> Exercise task
Copy every line that mentions the word "screenshot".

> Data section
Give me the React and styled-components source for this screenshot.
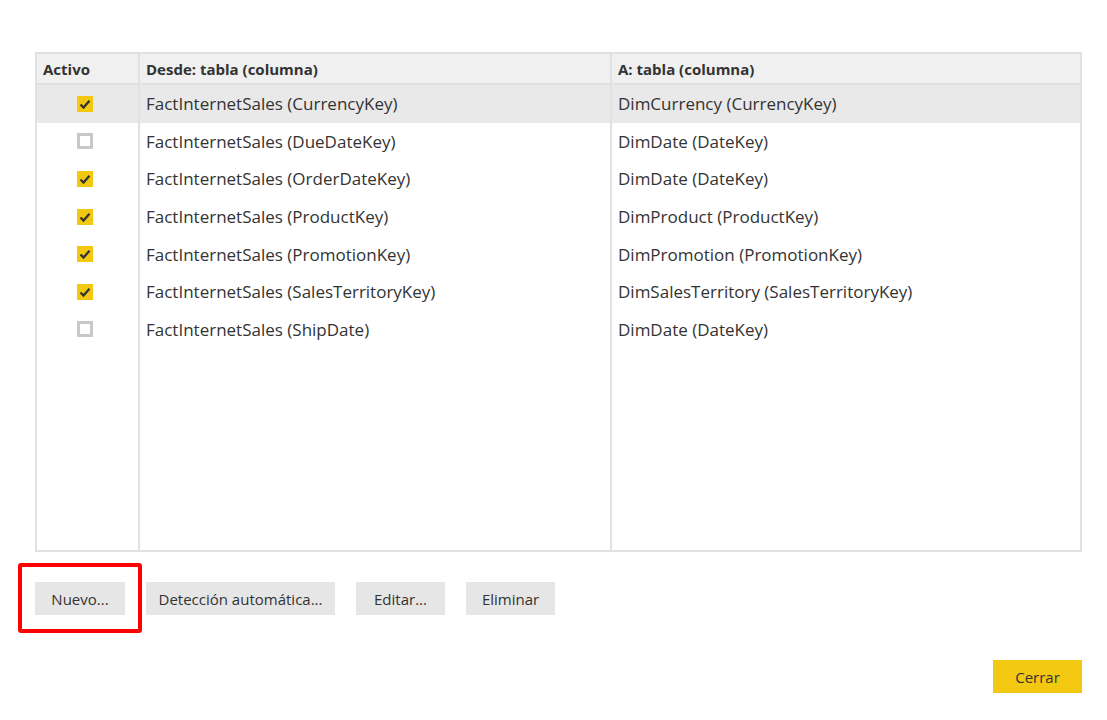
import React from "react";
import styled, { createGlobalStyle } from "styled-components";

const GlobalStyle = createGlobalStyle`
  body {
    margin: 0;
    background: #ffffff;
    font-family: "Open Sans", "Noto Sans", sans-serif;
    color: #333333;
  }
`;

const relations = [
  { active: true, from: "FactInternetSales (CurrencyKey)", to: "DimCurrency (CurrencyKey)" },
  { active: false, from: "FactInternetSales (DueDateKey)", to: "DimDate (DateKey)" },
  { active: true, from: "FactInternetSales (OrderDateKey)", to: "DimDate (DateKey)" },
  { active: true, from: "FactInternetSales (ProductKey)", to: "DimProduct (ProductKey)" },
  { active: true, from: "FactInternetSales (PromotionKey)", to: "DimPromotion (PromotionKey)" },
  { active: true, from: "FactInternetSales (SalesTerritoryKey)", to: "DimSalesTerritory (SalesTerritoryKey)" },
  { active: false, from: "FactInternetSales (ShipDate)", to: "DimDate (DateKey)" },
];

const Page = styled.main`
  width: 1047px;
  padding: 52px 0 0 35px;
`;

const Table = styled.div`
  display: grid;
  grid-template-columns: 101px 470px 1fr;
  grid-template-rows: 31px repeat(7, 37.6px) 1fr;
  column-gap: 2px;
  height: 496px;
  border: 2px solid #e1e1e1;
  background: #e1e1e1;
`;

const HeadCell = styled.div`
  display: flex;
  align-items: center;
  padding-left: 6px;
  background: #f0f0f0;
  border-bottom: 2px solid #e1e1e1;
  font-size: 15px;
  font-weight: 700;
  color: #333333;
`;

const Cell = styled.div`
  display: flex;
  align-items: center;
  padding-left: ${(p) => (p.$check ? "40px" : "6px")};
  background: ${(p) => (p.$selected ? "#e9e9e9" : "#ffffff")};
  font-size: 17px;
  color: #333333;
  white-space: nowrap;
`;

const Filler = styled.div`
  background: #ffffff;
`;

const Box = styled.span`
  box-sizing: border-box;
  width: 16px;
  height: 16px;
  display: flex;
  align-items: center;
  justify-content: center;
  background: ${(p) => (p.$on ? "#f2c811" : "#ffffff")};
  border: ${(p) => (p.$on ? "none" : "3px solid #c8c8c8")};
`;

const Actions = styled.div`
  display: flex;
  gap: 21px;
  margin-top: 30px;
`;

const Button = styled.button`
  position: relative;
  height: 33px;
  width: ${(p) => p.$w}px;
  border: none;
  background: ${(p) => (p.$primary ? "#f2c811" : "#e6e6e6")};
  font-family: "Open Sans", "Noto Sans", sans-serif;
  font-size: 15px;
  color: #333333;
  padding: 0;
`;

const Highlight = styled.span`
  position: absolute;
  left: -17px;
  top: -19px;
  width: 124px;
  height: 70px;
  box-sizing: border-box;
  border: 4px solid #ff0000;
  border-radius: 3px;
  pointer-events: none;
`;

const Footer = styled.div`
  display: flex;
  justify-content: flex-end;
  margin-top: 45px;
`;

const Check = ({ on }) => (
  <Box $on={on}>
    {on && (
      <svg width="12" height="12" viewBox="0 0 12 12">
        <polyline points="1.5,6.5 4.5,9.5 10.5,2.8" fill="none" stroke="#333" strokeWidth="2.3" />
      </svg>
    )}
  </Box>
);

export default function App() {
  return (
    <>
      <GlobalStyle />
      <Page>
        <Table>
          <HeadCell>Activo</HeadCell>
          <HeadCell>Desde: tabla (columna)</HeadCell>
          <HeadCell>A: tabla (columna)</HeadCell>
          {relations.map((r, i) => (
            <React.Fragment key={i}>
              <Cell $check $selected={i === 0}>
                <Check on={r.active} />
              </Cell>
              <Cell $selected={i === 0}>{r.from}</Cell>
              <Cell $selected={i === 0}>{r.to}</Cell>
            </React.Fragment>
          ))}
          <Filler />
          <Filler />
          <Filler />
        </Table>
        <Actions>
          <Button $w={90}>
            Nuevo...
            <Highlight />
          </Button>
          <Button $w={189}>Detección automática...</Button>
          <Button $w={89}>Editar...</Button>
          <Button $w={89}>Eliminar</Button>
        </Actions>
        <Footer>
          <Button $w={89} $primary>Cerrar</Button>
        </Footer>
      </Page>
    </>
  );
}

* * *

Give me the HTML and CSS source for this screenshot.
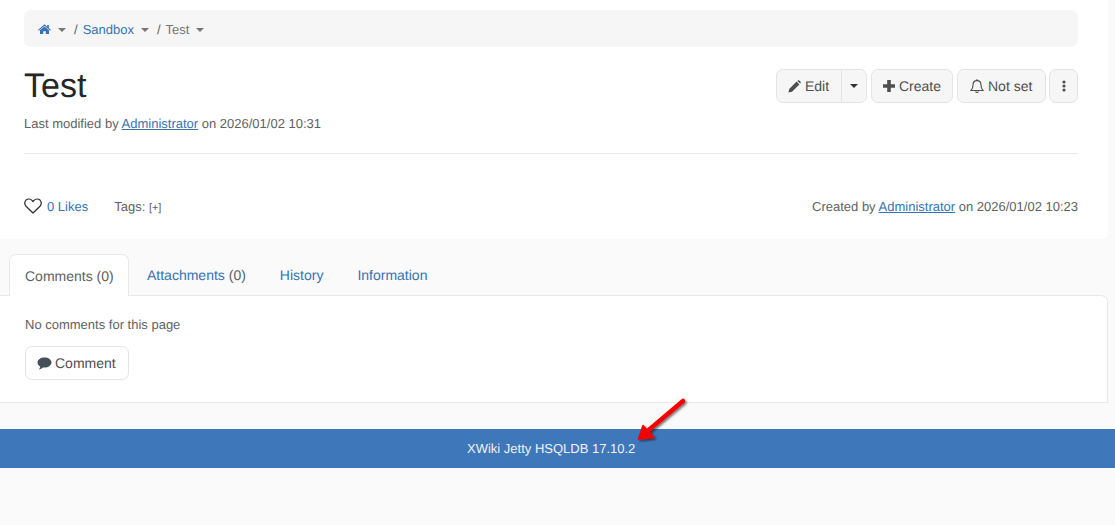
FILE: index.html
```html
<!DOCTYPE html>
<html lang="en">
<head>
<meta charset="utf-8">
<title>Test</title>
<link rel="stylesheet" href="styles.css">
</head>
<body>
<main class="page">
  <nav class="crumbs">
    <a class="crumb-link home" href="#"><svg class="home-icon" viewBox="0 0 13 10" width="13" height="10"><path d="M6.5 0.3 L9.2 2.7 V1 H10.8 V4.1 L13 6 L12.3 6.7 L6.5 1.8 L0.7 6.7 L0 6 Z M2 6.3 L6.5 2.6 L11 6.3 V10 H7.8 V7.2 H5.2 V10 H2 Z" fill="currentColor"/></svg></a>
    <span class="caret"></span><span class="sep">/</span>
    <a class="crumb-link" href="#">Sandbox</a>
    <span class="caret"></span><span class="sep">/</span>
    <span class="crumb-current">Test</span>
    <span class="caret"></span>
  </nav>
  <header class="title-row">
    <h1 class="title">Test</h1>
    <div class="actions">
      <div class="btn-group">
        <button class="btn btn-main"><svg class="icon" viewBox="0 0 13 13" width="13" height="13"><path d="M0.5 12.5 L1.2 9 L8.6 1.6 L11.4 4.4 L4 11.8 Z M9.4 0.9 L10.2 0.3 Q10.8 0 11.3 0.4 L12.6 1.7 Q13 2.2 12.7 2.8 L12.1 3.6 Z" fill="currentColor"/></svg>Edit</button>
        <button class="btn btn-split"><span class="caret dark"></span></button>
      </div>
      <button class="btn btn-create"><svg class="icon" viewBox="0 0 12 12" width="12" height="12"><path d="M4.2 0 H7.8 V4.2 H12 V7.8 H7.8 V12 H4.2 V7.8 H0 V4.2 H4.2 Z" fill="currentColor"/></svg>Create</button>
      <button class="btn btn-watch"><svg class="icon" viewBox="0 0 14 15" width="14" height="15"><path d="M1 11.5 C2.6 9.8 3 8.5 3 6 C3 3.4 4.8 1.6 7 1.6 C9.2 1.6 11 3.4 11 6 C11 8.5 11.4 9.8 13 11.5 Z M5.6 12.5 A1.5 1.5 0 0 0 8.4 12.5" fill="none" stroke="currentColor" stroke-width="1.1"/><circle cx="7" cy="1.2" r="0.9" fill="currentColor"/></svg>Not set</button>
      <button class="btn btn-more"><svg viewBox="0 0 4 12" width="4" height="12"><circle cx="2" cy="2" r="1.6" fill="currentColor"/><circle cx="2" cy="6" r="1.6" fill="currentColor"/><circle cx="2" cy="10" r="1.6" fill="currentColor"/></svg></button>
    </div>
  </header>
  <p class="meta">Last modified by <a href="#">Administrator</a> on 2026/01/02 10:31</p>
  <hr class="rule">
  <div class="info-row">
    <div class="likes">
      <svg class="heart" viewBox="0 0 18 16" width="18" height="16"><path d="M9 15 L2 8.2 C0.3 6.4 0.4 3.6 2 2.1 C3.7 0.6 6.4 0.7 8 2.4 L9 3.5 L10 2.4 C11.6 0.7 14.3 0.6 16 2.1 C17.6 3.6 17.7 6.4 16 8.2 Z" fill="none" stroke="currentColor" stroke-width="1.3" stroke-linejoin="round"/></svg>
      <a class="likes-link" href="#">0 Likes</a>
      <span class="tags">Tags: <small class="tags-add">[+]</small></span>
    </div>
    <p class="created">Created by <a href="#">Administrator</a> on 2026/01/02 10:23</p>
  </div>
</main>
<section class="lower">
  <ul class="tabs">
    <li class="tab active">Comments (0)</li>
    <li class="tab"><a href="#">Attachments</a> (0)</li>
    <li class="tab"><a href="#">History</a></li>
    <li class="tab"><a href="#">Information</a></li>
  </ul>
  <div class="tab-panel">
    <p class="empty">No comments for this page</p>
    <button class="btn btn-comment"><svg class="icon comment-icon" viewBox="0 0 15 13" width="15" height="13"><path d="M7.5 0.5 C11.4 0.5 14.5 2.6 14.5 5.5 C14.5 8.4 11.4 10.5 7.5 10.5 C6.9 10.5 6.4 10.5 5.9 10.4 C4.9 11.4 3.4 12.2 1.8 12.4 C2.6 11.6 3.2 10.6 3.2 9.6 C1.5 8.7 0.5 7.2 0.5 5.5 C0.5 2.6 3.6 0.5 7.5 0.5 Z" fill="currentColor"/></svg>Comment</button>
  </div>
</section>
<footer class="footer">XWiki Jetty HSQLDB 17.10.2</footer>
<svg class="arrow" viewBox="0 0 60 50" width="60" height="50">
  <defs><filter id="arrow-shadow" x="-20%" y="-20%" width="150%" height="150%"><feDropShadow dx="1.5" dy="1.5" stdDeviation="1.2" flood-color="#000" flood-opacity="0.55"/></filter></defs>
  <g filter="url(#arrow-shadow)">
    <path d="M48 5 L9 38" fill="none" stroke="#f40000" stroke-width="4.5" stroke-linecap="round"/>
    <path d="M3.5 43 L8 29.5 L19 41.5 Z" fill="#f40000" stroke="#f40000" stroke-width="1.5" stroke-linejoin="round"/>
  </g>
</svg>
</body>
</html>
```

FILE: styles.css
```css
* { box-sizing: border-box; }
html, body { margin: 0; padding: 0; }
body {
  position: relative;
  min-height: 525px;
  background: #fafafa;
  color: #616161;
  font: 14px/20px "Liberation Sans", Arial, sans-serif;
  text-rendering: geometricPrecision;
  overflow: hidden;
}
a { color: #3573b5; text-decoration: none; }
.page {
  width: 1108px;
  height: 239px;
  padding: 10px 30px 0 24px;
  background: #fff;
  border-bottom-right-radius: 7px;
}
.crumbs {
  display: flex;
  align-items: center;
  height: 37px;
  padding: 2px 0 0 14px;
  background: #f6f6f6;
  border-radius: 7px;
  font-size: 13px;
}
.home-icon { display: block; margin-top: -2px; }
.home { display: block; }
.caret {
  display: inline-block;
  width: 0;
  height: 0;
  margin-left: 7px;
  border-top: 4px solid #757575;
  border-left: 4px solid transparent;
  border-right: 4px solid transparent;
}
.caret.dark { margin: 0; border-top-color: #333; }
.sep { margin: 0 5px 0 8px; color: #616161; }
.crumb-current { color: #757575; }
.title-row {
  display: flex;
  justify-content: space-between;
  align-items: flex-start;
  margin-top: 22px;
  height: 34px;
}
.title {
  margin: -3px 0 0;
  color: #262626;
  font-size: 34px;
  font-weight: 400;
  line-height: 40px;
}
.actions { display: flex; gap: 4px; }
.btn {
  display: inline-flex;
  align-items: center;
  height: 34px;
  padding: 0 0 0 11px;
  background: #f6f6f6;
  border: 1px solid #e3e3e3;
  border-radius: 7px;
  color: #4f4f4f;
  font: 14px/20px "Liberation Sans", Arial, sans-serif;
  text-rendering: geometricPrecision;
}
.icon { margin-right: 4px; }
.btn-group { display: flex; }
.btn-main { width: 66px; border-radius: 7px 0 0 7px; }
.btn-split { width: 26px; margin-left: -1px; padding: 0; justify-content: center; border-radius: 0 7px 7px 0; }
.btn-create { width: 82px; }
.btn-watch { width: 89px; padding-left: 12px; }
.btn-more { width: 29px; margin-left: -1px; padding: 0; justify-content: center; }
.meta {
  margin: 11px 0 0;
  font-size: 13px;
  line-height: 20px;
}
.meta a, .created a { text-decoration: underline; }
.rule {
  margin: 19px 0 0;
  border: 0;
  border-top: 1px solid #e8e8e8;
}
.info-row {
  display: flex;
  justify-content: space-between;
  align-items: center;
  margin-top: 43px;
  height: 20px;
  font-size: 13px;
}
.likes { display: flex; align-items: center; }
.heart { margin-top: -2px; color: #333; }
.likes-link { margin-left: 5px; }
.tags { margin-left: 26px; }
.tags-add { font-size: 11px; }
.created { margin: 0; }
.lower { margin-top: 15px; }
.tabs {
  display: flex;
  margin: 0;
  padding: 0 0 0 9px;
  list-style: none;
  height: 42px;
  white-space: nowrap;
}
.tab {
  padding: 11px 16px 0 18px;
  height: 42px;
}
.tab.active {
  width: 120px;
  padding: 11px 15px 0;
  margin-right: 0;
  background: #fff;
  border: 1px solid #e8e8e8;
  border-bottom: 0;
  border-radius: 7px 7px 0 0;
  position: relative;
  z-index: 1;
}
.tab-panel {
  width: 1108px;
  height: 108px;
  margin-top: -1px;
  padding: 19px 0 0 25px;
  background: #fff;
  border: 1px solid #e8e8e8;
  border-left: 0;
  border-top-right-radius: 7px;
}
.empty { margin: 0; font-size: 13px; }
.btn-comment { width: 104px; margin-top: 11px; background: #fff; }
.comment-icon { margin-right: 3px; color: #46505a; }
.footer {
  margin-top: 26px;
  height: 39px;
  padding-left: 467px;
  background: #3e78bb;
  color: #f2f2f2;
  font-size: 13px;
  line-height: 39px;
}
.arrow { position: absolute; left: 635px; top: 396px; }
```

> Answer to the problem
Give me the React and styled-components source for this screenshot.
Give me the HTML and CSS source for this screenshot.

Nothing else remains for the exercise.